*TASK TO COMPLETE*
Leave out all pictures. Return exactly the lines from the top of the material through the line containing "ChevronRight, ChevronUp, X".

*DATA LINES*
□ □ □

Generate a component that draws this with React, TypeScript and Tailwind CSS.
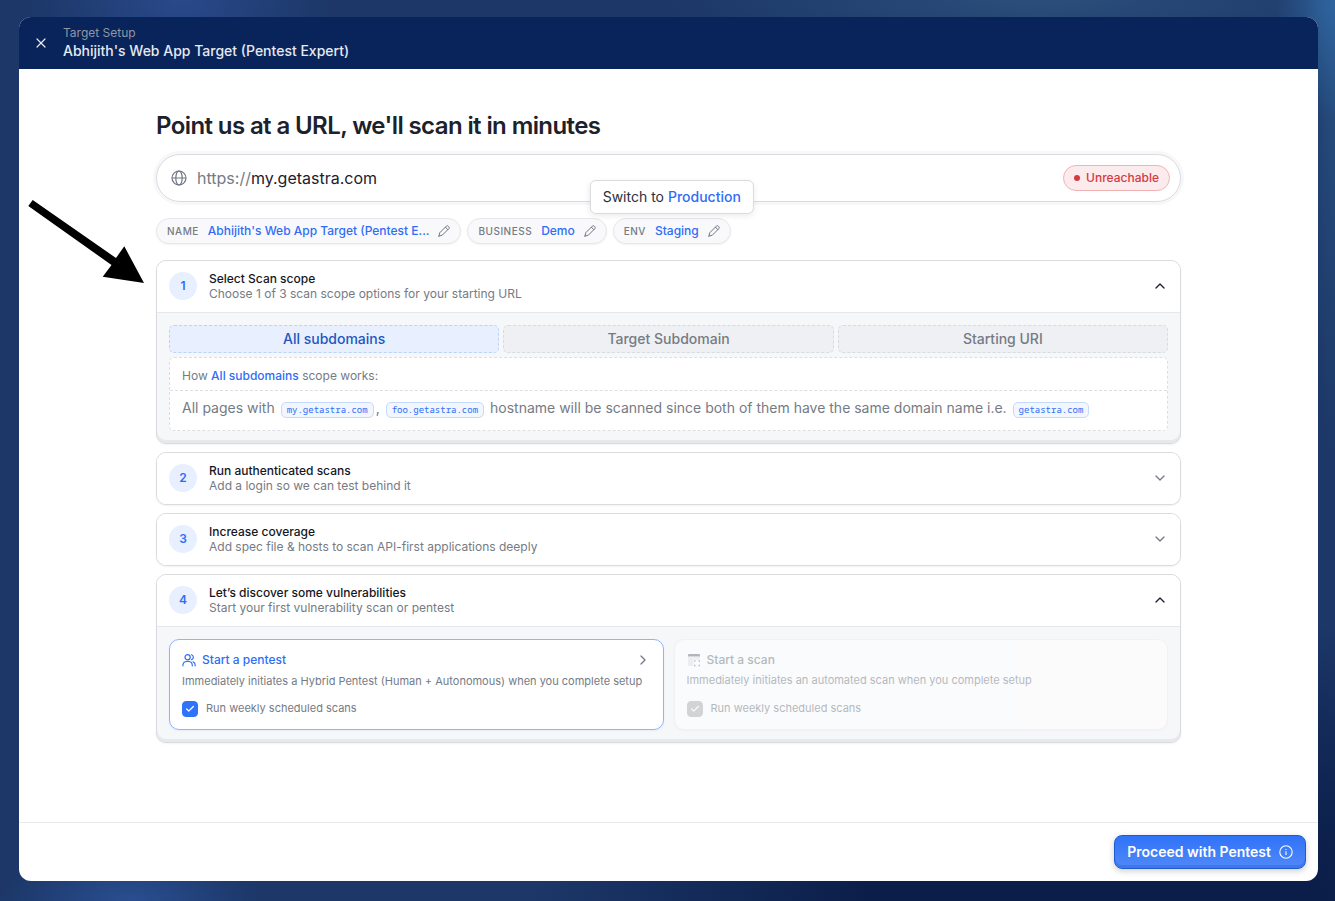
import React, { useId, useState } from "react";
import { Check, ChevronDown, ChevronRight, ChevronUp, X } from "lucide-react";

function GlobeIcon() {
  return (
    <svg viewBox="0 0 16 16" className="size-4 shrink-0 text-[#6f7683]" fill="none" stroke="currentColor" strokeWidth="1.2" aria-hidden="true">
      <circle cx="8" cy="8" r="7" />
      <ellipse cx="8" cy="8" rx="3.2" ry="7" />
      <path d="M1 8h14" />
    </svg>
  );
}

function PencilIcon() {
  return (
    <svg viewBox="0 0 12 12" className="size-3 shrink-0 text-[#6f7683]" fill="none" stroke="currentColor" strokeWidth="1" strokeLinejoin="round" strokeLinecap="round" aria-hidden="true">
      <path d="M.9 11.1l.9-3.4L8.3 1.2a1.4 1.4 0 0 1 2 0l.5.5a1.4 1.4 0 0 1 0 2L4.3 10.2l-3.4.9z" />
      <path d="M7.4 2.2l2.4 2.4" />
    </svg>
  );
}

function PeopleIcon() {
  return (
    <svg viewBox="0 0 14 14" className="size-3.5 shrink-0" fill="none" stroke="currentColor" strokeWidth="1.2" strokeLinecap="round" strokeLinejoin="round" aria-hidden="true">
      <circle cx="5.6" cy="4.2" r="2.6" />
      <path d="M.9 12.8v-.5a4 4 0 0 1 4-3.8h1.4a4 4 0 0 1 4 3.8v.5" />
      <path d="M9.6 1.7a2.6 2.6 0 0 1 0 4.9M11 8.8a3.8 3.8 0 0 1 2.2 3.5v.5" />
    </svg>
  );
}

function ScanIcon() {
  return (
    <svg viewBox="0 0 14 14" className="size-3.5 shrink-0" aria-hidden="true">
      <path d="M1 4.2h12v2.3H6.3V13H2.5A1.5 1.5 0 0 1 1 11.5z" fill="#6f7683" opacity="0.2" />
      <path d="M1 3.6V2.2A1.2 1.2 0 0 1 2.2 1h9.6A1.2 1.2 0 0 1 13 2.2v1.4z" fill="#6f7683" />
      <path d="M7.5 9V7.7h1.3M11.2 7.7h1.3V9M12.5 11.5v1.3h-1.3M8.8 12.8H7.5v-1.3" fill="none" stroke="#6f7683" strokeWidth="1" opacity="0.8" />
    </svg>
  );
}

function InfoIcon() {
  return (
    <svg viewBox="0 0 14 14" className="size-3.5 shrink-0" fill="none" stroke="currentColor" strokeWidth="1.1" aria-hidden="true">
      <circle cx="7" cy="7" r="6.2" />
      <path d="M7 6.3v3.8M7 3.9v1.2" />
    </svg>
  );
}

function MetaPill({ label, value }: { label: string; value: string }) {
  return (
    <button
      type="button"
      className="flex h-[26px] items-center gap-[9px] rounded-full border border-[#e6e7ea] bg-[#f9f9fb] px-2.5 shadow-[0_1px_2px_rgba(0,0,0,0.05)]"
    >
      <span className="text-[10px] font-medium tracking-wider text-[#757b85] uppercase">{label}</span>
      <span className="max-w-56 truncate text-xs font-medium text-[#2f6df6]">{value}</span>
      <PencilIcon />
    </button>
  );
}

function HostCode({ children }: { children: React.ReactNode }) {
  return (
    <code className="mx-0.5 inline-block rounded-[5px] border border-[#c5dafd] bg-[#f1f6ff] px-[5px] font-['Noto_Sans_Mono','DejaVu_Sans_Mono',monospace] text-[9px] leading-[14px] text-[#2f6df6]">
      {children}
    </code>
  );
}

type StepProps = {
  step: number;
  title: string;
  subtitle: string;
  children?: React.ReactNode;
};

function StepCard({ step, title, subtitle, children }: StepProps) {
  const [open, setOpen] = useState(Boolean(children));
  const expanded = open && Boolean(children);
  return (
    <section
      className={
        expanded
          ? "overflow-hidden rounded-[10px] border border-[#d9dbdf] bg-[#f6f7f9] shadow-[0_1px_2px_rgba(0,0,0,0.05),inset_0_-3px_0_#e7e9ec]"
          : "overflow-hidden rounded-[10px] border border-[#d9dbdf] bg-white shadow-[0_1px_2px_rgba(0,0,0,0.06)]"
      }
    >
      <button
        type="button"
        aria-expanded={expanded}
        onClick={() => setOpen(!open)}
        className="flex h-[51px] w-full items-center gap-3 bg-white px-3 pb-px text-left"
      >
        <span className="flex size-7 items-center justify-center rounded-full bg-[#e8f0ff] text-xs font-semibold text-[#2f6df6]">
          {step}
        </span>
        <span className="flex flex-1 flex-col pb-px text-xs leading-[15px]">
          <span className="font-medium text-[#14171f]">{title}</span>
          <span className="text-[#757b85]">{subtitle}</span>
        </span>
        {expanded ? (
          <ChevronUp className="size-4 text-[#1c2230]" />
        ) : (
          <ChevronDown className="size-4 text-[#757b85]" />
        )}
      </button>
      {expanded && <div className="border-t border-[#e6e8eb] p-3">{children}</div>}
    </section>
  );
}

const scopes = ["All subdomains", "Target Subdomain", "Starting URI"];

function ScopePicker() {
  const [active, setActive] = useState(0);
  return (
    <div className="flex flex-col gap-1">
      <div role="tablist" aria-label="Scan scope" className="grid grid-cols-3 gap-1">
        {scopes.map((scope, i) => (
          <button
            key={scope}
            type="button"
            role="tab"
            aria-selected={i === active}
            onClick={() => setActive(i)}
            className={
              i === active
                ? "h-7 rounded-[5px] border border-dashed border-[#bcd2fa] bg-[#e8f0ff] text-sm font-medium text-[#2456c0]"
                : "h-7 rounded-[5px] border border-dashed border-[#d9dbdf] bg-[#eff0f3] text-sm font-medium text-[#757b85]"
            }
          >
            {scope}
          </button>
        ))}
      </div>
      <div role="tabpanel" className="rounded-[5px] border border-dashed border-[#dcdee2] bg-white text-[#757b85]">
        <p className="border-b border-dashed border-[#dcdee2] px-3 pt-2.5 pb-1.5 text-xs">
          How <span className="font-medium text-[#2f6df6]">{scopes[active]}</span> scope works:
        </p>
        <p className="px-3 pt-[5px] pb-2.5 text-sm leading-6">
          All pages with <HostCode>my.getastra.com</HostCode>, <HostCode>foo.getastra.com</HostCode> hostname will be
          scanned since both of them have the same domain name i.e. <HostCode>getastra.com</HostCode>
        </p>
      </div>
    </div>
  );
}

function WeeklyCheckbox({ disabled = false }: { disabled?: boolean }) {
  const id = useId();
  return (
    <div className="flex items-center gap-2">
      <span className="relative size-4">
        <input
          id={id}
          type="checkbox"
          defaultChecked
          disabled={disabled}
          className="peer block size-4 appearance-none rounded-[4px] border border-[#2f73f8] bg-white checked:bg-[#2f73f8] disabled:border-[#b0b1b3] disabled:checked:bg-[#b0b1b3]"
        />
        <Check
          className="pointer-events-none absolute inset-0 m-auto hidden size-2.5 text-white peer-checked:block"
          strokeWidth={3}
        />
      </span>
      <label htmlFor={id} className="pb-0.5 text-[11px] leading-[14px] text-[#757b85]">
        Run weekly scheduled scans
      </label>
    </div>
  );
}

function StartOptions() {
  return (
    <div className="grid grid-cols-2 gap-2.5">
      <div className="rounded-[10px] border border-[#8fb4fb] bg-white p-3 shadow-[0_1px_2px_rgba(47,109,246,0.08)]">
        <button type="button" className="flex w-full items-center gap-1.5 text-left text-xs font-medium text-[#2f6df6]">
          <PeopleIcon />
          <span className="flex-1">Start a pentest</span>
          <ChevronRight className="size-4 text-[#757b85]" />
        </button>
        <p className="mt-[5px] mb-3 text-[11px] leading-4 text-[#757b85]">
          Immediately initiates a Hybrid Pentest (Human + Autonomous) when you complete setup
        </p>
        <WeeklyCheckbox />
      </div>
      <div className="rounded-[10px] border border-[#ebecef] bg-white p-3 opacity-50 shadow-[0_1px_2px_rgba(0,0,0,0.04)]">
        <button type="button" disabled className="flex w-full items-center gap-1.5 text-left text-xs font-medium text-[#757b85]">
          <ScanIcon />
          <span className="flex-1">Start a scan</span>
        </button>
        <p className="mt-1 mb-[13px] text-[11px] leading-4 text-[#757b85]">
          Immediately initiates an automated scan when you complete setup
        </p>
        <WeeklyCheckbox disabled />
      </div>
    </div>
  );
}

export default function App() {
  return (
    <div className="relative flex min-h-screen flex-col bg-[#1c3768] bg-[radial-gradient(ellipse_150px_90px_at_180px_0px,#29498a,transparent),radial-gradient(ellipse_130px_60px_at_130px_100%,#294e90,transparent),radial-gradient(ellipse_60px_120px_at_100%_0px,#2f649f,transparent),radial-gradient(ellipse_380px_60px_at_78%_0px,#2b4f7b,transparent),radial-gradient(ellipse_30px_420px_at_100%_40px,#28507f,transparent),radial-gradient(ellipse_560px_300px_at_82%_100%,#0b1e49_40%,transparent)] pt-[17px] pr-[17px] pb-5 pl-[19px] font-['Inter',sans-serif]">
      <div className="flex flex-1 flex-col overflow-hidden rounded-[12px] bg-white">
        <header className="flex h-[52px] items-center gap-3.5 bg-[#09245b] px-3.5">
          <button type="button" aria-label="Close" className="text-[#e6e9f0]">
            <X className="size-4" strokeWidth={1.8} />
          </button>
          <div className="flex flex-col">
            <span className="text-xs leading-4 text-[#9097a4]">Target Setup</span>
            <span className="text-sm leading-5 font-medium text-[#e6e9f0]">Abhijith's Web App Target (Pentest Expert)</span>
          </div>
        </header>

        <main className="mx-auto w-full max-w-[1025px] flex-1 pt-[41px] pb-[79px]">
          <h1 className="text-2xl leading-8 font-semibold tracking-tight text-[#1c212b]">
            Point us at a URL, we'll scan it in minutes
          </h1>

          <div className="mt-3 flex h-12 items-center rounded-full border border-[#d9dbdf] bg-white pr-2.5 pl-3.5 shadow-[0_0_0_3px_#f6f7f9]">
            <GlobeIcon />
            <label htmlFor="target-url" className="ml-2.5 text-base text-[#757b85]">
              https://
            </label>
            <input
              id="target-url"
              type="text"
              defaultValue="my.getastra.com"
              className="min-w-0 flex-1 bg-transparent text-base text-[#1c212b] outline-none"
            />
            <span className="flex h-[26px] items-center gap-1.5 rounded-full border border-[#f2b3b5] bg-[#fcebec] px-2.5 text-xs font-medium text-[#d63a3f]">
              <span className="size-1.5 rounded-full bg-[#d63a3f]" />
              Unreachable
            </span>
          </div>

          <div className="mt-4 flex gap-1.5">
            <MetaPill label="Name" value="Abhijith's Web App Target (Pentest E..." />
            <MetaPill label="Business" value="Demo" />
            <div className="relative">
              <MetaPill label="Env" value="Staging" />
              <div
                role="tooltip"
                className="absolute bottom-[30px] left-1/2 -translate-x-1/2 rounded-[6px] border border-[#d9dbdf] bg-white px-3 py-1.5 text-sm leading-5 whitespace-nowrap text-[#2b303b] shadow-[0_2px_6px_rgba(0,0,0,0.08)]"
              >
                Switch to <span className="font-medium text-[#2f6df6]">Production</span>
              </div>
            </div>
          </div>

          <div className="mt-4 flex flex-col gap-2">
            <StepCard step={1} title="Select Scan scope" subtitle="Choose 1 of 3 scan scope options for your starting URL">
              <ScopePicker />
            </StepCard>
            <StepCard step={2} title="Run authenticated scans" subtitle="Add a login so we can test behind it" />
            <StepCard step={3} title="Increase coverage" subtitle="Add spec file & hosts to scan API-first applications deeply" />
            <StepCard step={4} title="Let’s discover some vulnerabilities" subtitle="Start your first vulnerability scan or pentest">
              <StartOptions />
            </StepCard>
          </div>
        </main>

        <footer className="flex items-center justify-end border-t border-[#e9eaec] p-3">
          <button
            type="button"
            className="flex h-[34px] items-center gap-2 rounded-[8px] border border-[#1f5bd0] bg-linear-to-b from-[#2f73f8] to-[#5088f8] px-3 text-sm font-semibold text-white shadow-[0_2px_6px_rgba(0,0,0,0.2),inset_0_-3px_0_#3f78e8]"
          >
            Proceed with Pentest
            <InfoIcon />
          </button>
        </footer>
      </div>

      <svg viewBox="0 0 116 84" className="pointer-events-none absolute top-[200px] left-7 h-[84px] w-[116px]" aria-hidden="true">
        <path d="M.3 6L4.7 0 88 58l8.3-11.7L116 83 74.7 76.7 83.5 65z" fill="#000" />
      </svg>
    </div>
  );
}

□ □ □

*ANSWER TO THE EXERCISE*
Generate a component that draws this with React, TypeScript and Tailwind CSS.
import React, { useId, useState } from "react";
import { Check, ChevronDown, ChevronRight, ChevronUp, X } from "lucide-react";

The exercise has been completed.